§ **Objective**
Transcribe the material word for word, but without the images.

** begin Data provided **

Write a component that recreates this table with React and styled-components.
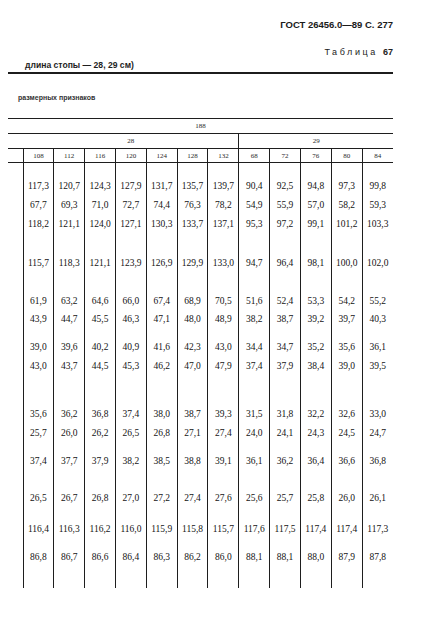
import React from 'react';
import styled, { createGlobalStyle } from 'styled-components';

const GlobalStyle = createGlobalStyle`
  html, body {
    margin: 0;
    padding: 0;
    background: #fff;
  }
  body {
    font-family: "Liberation Serif", "DejaVu Serif", serif;
    color: #141414;
  }
`;

const Page = styled.div`
  width: 424px;
  height: 632px;
  box-sizing: border-box;
  padding: 19px 31px 0 8px;
  overflow: hidden;
`;

const RunHead = styled.div`
  text-align: right;
  font-family: "Liberation Sans", Arial, sans-serif;
  font-weight: bold;
  font-size: 9.5px;
  line-height: 12px;
  color: #1a1a1a;
`;

const TableLabel = styled.div`
  margin-top: 15px;
  text-align: right;
  font-family: "Liberation Sans", Arial, sans-serif;
  font-size: 9px;
  line-height: 12px;
  letter-spacing: 2.6px;
  color: #222;

  b {
    letter-spacing: 0;
  }
`;

const Title = styled.div`
  margin-top: 1px;
  padding-left: 17px;
  font-family: "Liberation Sans", Arial, sans-serif;
  font-weight: bold;
  font-size: 8.6px;
  line-height: 12px;
  color: #1e1e1e;
`;

const Rule = styled.div`
  margin-top: 1px;
  height: 2px;
  background: #1c1c1c;
`;

const Subtitle = styled.div`
  margin-top: 19px;
  padding-left: 10px;
  font-family: "Liberation Sans", Arial, sans-serif;
  font-weight: bold;
  font-size: 7px;
  line-height: 10px;
  color: #333;
`;

const Grid = styled.table`
  margin-top: 15px;
  width: 385px;
  table-layout: fixed;
  border-collapse: collapse;
`;

const HeadCell = styled.td`
  height: ${(p) => p.$h}px;
  padding: 0;
  text-align: center;
  font-size: 7px;
  line-height: 10px;
  color: #2a2a2a;
  border-bottom: 1px solid #1e1e1e;
  border-top: ${(p) => (p.$top ? '1px solid #1e1e1e' : 'none')};
  border-left: ${(p) => (p.$ruled ? '1px solid #1e1e1e' : 'none')};
`;

const Cell = styled.td`
  padding: ${(p) => p.$gap}px 0 ${(p) => p.$tail || 0}px;
  text-align: center;
  font-size: 9.5px;
  line-height: 18px;
  white-space: nowrap;
  color: #141414;
  border-left: ${(p) => (p.$ruled ? '1px solid #1e1e1e' : 'none')};
`;

const sizes = ['108', '112', '116', '120', '124', '128', '132', '68', '72', '76', '80', '84'];

const rows = [
  ['117,3', '120,7', '124,3', '127,9', '131,7', '135,7', '139,7', '90,4', '92,5', '94,8', '97,3', '99,8'],
  ['67,7', '69,3', '71,0', '72,7', '74,4', '76,3', '78,2', '54,9', '55,9', '57,0', '58,2', '59,3'],
  ['118,2', '121,1', '124,0', '127,1', '130,3', '133,7', '137,1', '95,3', '97,2', '99,1', '101,2', '103,3'],
  ['115,7', '118,3', '121,1', '123,9', '126,9', '129,9', '133,0', '94,7', '96,4', '98,1', '100,0', '102,0'],
  ['61,9', '63,2', '64,6', '66,0', '67,4', '68,9', '70,5', '51,6', '52,4', '53,3', '54,2', '55,2'],
  ['43,9', '44,7', '45,5', '46,3', '47,1', '48,0', '48,9', '38,2', '38,7', '39,2', '39,7', '40,3'],
  ['39,0', '39,6', '40,2', '40,9', '41,6', '42,3', '43,0', '34,4', '34,7', '35,2', '35,6', '36,1'],
  ['43,0', '43,7', '44,5', '45,3', '46,2', '47,0', '47,9', '37,4', '37,9', '38,4', '39,0', '39,5'],
  ['35,6', '36,2', '36,8', '37,4', '38,0', '38,7', '39,3', '31,5', '31,8', '32,2', '32,6', '33,0'],
  ['25,7', '26,0', '26,2', '26,5', '26,8', '27,1', '27,4', '24,0', '24,1', '24,3', '24,5', '24,7'],
  ['37,4', '37,7', '37,9', '38,2', '38,5', '38,8', '39,1', '36,1', '36,2', '36,4', '36,6', '36,8'],
  ['26,5', '26,7', '26,8', '27,0', '27,2', '27,4', '27,6', '25,6', '25,7', '25,8', '26,0', '26,1'],
  ['116,4', '116,3', '116,2', '116,0', '115,9', '115,8', '115,7', '117,6', '117,5', '117,4', '117,4', '117,3'],
  ['86,8', '86,7', '86,6', '86,4', '86,3', '86,2', '86,0', '88,1', '88,1', '88,0', '87,9', '87,8'],
];

// space above each row, as the rows are grouped on the page
const gaps = [14, 1, 1, 21, 20, 0, 10, 1, 30, 1, 10, 19, 13, 10];

export default function App() {
  return (
    <>
      <GlobalStyle />
      <Page>
        <RunHead>ГОСТ 26456.0—89 С. 277</RunHead>
        <TableLabel>
          Таблица <b>67</b>
        </TableLabel>
        <Title>длина стопы — 28, 29 см)</Title>
        <Rule />
        <Subtitle>размерных признаков</Subtitle>

        <Grid>
          <colgroup>
            <col style={{ width: 15 }} />
            {sizes.map((s) => (
              <col key={s} />
            ))}
          </colgroup>
          <tbody>
            <tr>
              <HeadCell colSpan={13} $h={14} $top>
                188
              </HeadCell>
            </tr>
            <tr>
              <HeadCell $h={14} />
              <HeadCell colSpan={7} $h={14}>
                28
              </HeadCell>
              <HeadCell colSpan={5} $h={14} $ruled>
                29
              </HeadCell>
            </tr>
            <tr>
              <HeadCell $h={13} />
              {sizes.map((s) => (
                <HeadCell key={s} $h={13} $ruled>
                  {s}
                </HeadCell>
              ))}
            </tr>
            {rows.map((row, i) => (
              <tr key={i}>
                <Cell $gap={gaps[i]} $tail={i === rows.length - 1 ? 22 : 0} />
                {row.map((v, j) => (
                  <Cell key={j} $gap={gaps[i]} $tail={i === rows.length - 1 ? 22 : 0} $ruled>
                    {v}
                  </Cell>
                ))}
              </tr>
            ))}
          </tbody>
        </Grid>
      </Page>
    </>
  );
}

** end Data provided **

§ **Task answer**
Write a component that recreates this table with React and styled-components.
import React from 'react';
import styled, { createGlobalStyle } from 'styled-components';

const GlobalStyle = createGlobalStyle`
  html, body {
    margin: 0;
    padding: 0;
    background: #fff;
  }
  body {
    font-family: "Liberation Serif", "DejaVu Serif", serif;
    color: #141414;
  }
`;

const Page = styled.div`
  width: 424px;
  height: 632px;
  box-sizing: border-box;
  padding: 19px 31px 0 8px;
  overflow: hidden;
`;

const RunHead = styled.div`
  text-align: right;
  font-family: "Liberation Sans", Arial, sans-serif;
  font-weight: bold;
  font-size: 9.5px;
  line-height: 12px;
  color: #1a1a1a;
`;

const TableLabel = styled.div`
  margin-top: 15px;
  text-align: right;
  font-family: "Liberation Sans", Arial, sans-serif;
  font-size: 9px;
  line-height: 12px;
  letter-spacing: 2.6px;
  color: #222;

  b {
    letter-spacing: 0;
  }
`;

const Title = styled.div`
  margin-top: 1px;
  padding-left: 17px;
  font-family: "Liberation Sans", Arial, sans-serif;
  font-weight: bold;
  font-size: 8.6px;
  line-height: 12px;
  color: #1e1e1e;
`;

const Rule = styled.div`
  margin-top: 1px;
  height: 2px;
  background: #1c1c1c;
`;

const Subtitle = styled.div`
  margin-top: 19px;
  padding-left: 10px;
  font-family: "Liberation Sans", Arial, sans-serif;
  font-weight: bold;
  font-size: 7px;
  line-height: 10px;
  color: #333;
`;

const Grid = styled.table`
  margin-top: 15px;
  width: 385px;
  table-layout: fixed;
  border-collapse: collapse;
`;

const HeadCell = styled.td`
  height: ${(p) => p.$h}px;
  padding: 0;
  text-align: center;
  font-size: 7px;
  line-height: 10px;
  color: #2a2a2a;
  border-bottom: 1px solid #1e1e1e;
  border-top: ${(p) => (p.$top ? '1px solid #1e1e1e' : 'none')};
  border-left: ${(p) => (p.$ruled ? '1px solid #1e1e1e' : 'none')};
`;

const Cell = styled.td`
  padding: ${(p) => p.$gap}px 0 ${(p) => p.$tail || 0}px;
  text-align: center;
  font-size: 9.5px;
  line-height: 18px;
  white-space: nowrap;
  color: #141414;
  border-left: ${(p) => (p.$ruled ? '1px solid #1e1e1e' : 'none')};
`;

const sizes = ['108', '112', '116', '120', '124', '128', '132', '68', '72', '76', '80', '84'];

const rows = [
  ['117,3', '120,7', '124,3', '127,9', '131,7', '135,7', '139,7', '90,4', '92,5', '94,8', '97,3', '99,8'],
  ['67,7', '69,3', '71,0', '72,7', '74,4', '76,3', '78,2', '54,9', '55,9', '57,0', '58,2', '59,3'],
  ['118,2', '121,1', '124,0', '127,1', '130,3', '133,7', '137,1', '95,3', '97,2', '99,1', '101,2', '103,3'],
  ['115,7', '118,3', '121,1', '123,9', '126,9', '129,9', '133,0', '94,7', '96,4', '98,1', '100,0', '102,0'],
  ['61,9', '63,2', '64,6', '66,0', '67,4', '68,9', '70,5', '51,6', '52,4', '53,3', '54,2', '55,2'],
  ['43,9', '44,7', '45,5', '46,3', '47,1', '48,0', '48,9', '38,2', '38,7', '39,2', '39,7', '40,3'],
  ['39,0', '39,6', '40,2', '40,9', '41,6', '42,3', '43,0', '34,4', '34,7', '35,2', '35,6', '36,1'],
  ['43,0', '43,7', '44,5', '45,3', '46,2', '47,0', '47,9', '37,4', '37,9', '38,4', '39,0', '39,5'],
  ['35,6', '36,2', '36,8', '37,4', '38,0', '38,7', '39,3', '31,5', '31,8', '32,2', '32,6', '33,0'],
  ['25,7', '26,0', '26,2', '26,5', '26,8', '27,1', '27,4', '24,0', '24,1', '24,3', '24,5', '24,7'],
  ['37,4', '37,7', '37,9', '38,2', '38,5', '38,8', '39,1', '36,1', '36,2', '36,4', '36,6', '36,8'],
  ['26,5', '26,7', '26,8', '27,0', '27,2', '27,4', '27,6', '25,6', '25,7', '25,8', '26,0', '26,1'],
  ['116,4', '116,3', '116,2', '116,0', '115,9', '115,8', '115,7', '117,6', '117,5', '117,4', '117,4', '117,3'],
  ['86,8', '86,7', '86,6', '86,4', '86,3', '86,2', '86,0', '88,1', '88,1', '88,0', '87,9', '87,8'],
];

// space above each row, as the rows are grouped on the page
const gaps = [14, 1, 1, 21, 20, 0, 10, 1, 30, 1, 10, 19, 13, 10];

export default function App() {
  return (
    <>
      <GlobalStyle />
      <Page>
        <RunHead>ГОСТ 26456.0—89 С. 277</RunHead>
        <TableLabel>
          Таблица <b>67</b>
        </TableLabel>
        <Title>длина стопы — 28, 29 см)</Title>
        <Rule />
        <Subtitle>размерных признаков</Subtitle>

        <Grid>
          <colgroup>
            <col style={{ width: 15 }} />
            {sizes.map((s) => (
              <col key={s} />
            ))}
          </colgroup>
          <tbody>
            <tr>
              <HeadCell colSpan={13} $h={14} $top>
                188
              </HeadCell>
            </tr>
            <tr>
              <HeadCell $h={14} />
              <HeadCell colSpan={7} $h={14}>
                28
              </HeadCell>
              <HeadCell colSpan={5} $h={14} $ruled>
                29
              </HeadCell>
            </tr>
            <tr>
              <HeadCell $h={13} />
              {sizes.map((s) => (
                <HeadCell key={s} $h={13} $ruled>
                  {s}
                </HeadCell>
              ))}
            </tr>
            {rows.map((row, i) => (
              <tr key={i}>
                <Cell $gap={gaps[i]} $tail={i === rows.length - 1 ? 22 : 0} />
                {row.map((v, j) => (
                  <Cell key={j} $gap={gaps[i]} $tail={i === rows.length - 1 ? 22 : 0} $ruled>
                    {v}
                  </Cell>
                ))}
              </tr>
            ))}
          </tbody>
        </Grid>
      </Page>
    </>
  );
}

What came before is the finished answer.